Obama non decide che fare delle guerre. Inizia l'anno decisivo per la Casa Bianca
Centocinquantacinque morti civili in Iraq, vittime di un doppio attentato terroristico a Baghdad, e quattordici soldati americani uccisi in un duplice incidente aereo nei cieli afghani rendono ancora più complicate le grandi decisioni autunnali di Barack Obama in vista del secondo turno delle elezioni afghane del 7 novembre e del voto iracheno del gennaio del 2010. Obama non ha ancora deciso che cosa fare su nessuno dei due fronti.
New York. Centocinquantacinque morti civili in Iraq, vittime di un doppio attentato terroristico a Baghdad, e quattordici soldati americani uccisi in un duplice incidente aereo nei cieli afghani rendono ancora più complicate le grandi decisioni autunnali di Barack Obama in vista del secondo turno delle elezioni afghane del 7 novembre e del voto iracheno del gennaio del 2010. Obama non ha ancora deciso che cosa fare su nessuno dei due fronti, entrambi decisivi assieme alla questione iraniana e, sul fronte interno, al superamento della crisi economica e all'esito della battaglia sulla riforma sanitaria, per il futuro della sua presidenza. Se Obama dovesse sbagliare le mosse, sarebbero guai per il suo futuro e i repubblicani – pur senza leader e senza una filosofia politica coerente – sono pronti ad approfittarne alle elezioni di metà mandato di fine 2010.
Ieri sera, alla Casa Bianca, s'è tenuto il sesto vertice politico-militare sull'Afghanistan, mentre il Pentagono ha fatto trapelare la notizia di simulazioni belliche effettuate sulla base delle indicazioni fornite dal generale Stanley McChrystal, il comandante che chiede a Obama fino a 44 mila soldati in più per sconfiggere i talebani. La revisione strategica sull'Afghanistan, quando è stata annunciata, sarebbe dovuta durare un paio di settimane, ma è trascorso già un mese ed è improbabile che Obama sveli la sua decisione prima del voto del 7 novembre. Tutto ciò mentre il presidente afghano Hamid Karzai chiede più soldati, lo sfidante Abdullah Abdullah fa intendere che potrebbe boicottare il ballottaggio e a Kabul gli studenti bruciano le immagini di Obama, accusato di consentire ai suoi soldati di profanare il Corano.

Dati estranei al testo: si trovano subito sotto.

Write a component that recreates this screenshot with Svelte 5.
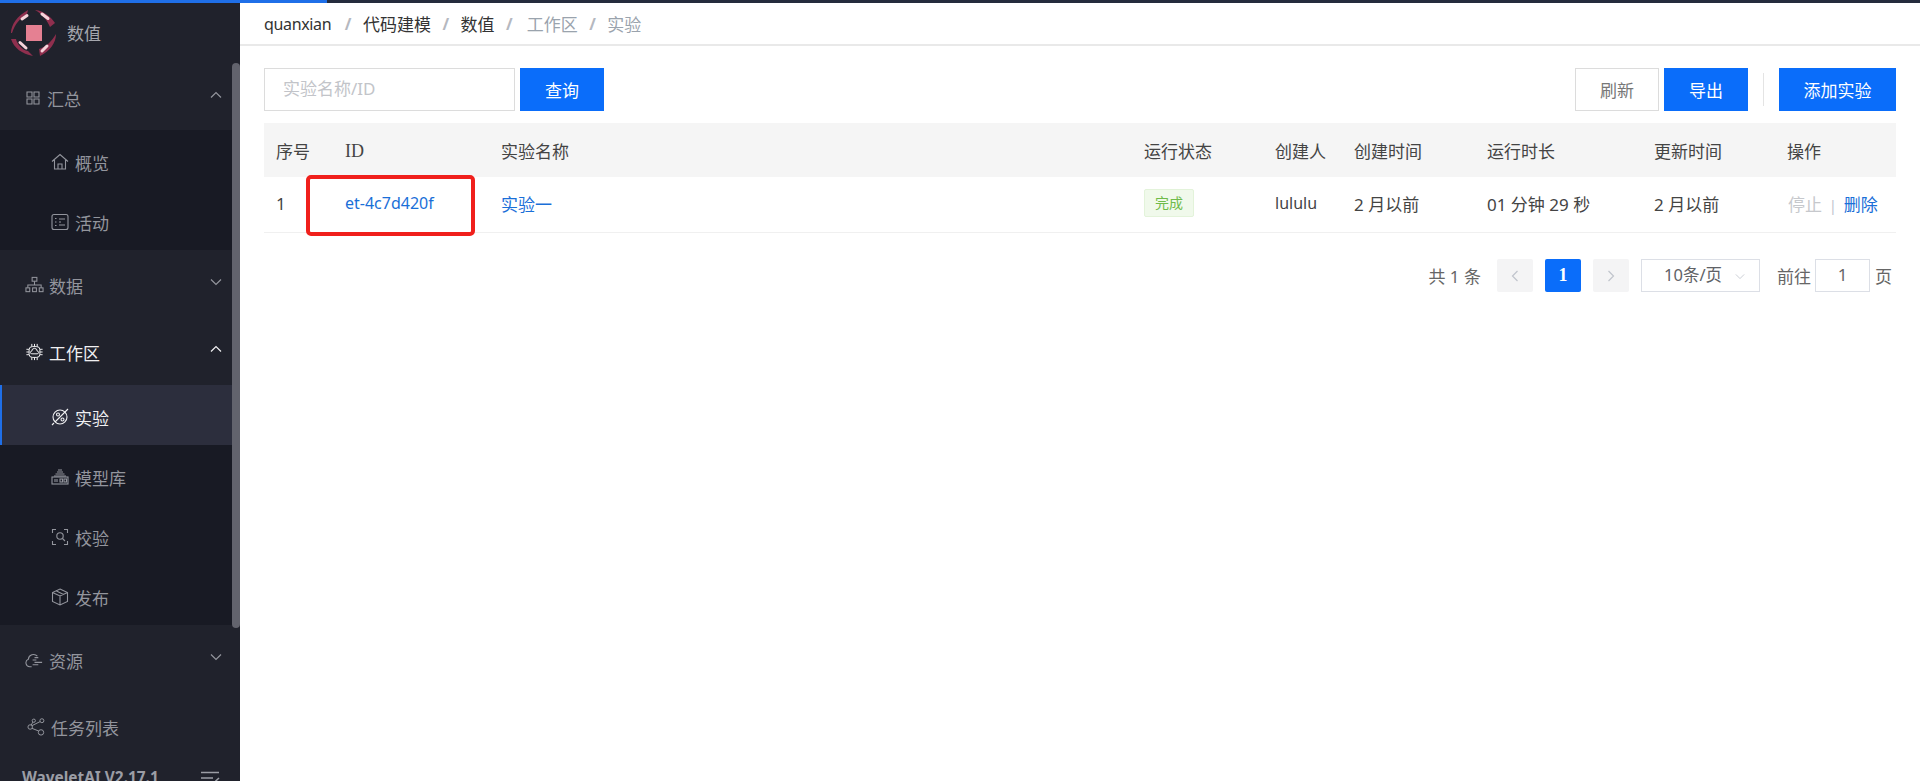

Al confronto, prima della strage, la situazione irachena sembrava molto più tranquilla. La settimana scorsa Obama ha ricevuto alla Casa Bianca il premier Nouri al Maliki e, per la prima volta, i leader delle due nazioni non hanno parlato soltanto di sicurezza, ma della nuova legge elettorale in discussione a Baghdad e di rapporti economici e commerciali. Sulla base dell'accordo Sofa, Status of Forces Agreement, sottoscritto da George W. Bush e Maliki nel dicembre dello scorso anno, le forze militari americane si sarebbero dovute ritirare dalle città entro il 30 giugno scorso, ma in realtà sono rientrate nelle basi soltanto a Baghdad. L'accordo Bush-Maliki fornisce a Obama il calendario di rientro delle 120 mila truppe americane. Si comincerà due o tre settimane dopo il voto di gennaio fino a che, entro il primo luglio del 2010, rimarranno soltanto 50 mila soldati. A fine dicembre 2011, gli americani lasceranno l'Iraq. Tutto questo, però, se il governo iracheno sarà in grado di mantenere la sicurezza nel paese. Se, invece, tornerà la stagione delle stragi, Obama sarà costretto a rivedere anche la strategia irachena sulla base di quanto ha dichiarato ieri: “Gli Stati Uniti staranno al fianco del popolo e del governo iracheno. Lavoreremo assieme per sicurezza, dignità e giustizia durevoli”.
David Ignatius, esperto di politica internazionale del Washington Post, assicura che a Baghdad, malgrado la strage, c'è molta fiducia. L'editorialista liberal del New York Times, Thomas Friedman, ha invitato Obama a non cancellare quanto è stato fatto fino ad adesso: “Non è per niente facile cercare di trasformare un paese brutalizzato da tre decenni di crudele dittatura. E' necessario un passo, un'elezione, una legge per volta. Non possiamo permettere che l'Afghanistan distragga i diplomatici dall'Iraq. Ricordatevi: trasformare l'Iraq avrà un impatto su tutto il mondo arabo musulmano. Cambiando l'Afghanistan, cambieremo solo l'Afghanistan”.